À ceux qui lui demandent si elle s’identifie particulièrement au documentaire en tant que tel, à l’ONF, au Québec ou au Canada, elle répond : “A tout cela, un peu moins au Canada toutefois, car je ne connais que le Québec. Les premiers films que j’ai aimés et ad­mirés étaient très séparatistes. Par ailleurs je sais que l’Office est une société nationale. Mais j’aime le documentaire, vous ne pouvez pas savoir comment. Plusieurs fois durant mon dernier film, je me suis tourné vers Pierre ou Susan (l’é­quipe image) pour leur dire qu’on n’aurait jamais pu écrire une chose comme ça. Par écrit, on ne croirait jamais que tel gars porte telle chemise et pose devant telle enseigne. Dans le documentaire, les gens se costument et se placent dans votre image d’une manière souvent stimulante et véridique. Je suppose que notre compétence, c’est de pouvoir reconnaître cela, de s’y attacher et de le filmer. C’est tellement palpitant de voir les gens surpasser vos rêves. Je n’aurais jamais pu recréer et imaginer les situations que nous avons filmées.

Plusieurs films du Studio D, de la série Working Mothers à SOME AMERICAN FEMINISTS en passant par un autre film de Bonnie, THE RIGHT CANDIDATE FOR ROSEDALE, ont une forme stricte­ment utilitaire. Des femmes s’adressent directement à la caméra et il n’y a pas souvent de ce commentaire spirituel que l’on retrouve dans les films de Donald Brittain. Bonnie a l’impression que le but du studio, c’est de créer une sorte d’anti-esthétique, eu égard aux pratiques traditionnelles et conventionnelles de l’Office. Sous l’influence de la démarche de Challenge for Change qui privilégie le respect de la personne filmée et les enjeux sociaux, le studio essaie de définir à quel public il s’adresse et de produire les films les plus utiles. “Nous rejetons la voix de l’autorité, la voix du spécialiste qui est le lot de la tradi­tion documentaire à l’Office. PATRICIA est la preuve que les ex­perts sur la vie des femmes, ce sont les femmes elles-mêmes et non ceux que l’on qualifie habituelle­ment de spécialistes. Probable­ment que certains peuvent reprocher à mes films de manquer de dramatique. Pourtant je vois dans tous mes films un respect et un amour pour les femmes que j’exprime esthétiquement par une atténuation constante des faits et une sous-dramatisation. Nous ne réalisons pas des films parce que nous éprouvons un besoin urgent de nous exprimer, mais parce que nous sommes conscientes des problèmes et des femmes qui ont besoin littéralement de ces films”.
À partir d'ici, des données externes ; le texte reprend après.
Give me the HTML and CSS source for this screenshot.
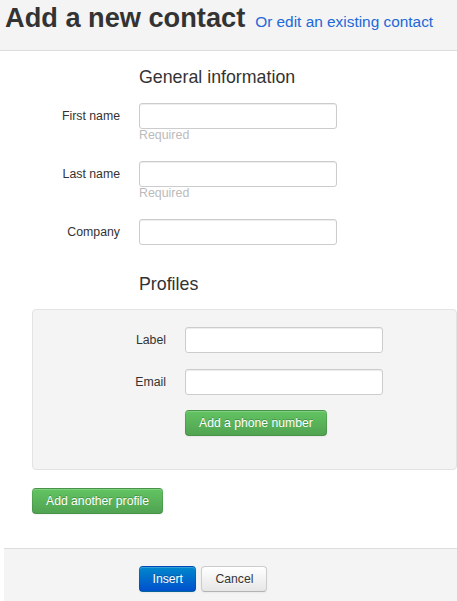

Même si plusieurs cinéastes de l’Office ont choisi de se considérer en tant que communicateurs plutôt qu’en tant qu’artistes, Bonnie a maintenant l’impression qu’elle va à contre-courant. “Ce n’est que le mois dernier que j’ai accepté l’éti­quette d’artiste. Je veux réellement être plus consciente de la forme et de la technique. Les résultats sont tellement meilleurs lorsque l’on est vraiment conscient de ce qu’on fait”. Elle considère que son der­nier film constitue son expérience la plus positive à l’ONF. “Quand tout fonctionne à merveille, quand on est assez conscient de ce qu’on fait et que tout marche au mieux grâce à notre énergie et pour notre film, alors c’est vraiment splendide’’.

L’automne dernier, à l’occasion du quarantième anniversaire de l’Office, on a organisé une rétrospective des films du Studio D. Des centaines de femmes prirent place sous la voûte du grand plateau pour voir des films comme THE LADY FROM GREY COUNTY, I’LL FIND A WAY, GREAT GRANDMOTHER et PATRICIA’S MOVING PICTURE. À la fin des applaudissements, une femme se tourne vers sa voisine : “Quel beau film, n’est-ce pas”. Et une vieille femme aux cheveux gris d’acquiescer, rayonnante : “Je l’ai vu tellement de fois. C’est Bonnie Klein, qui l’a réalisé. La connaissez-vous? C’est ma fille”.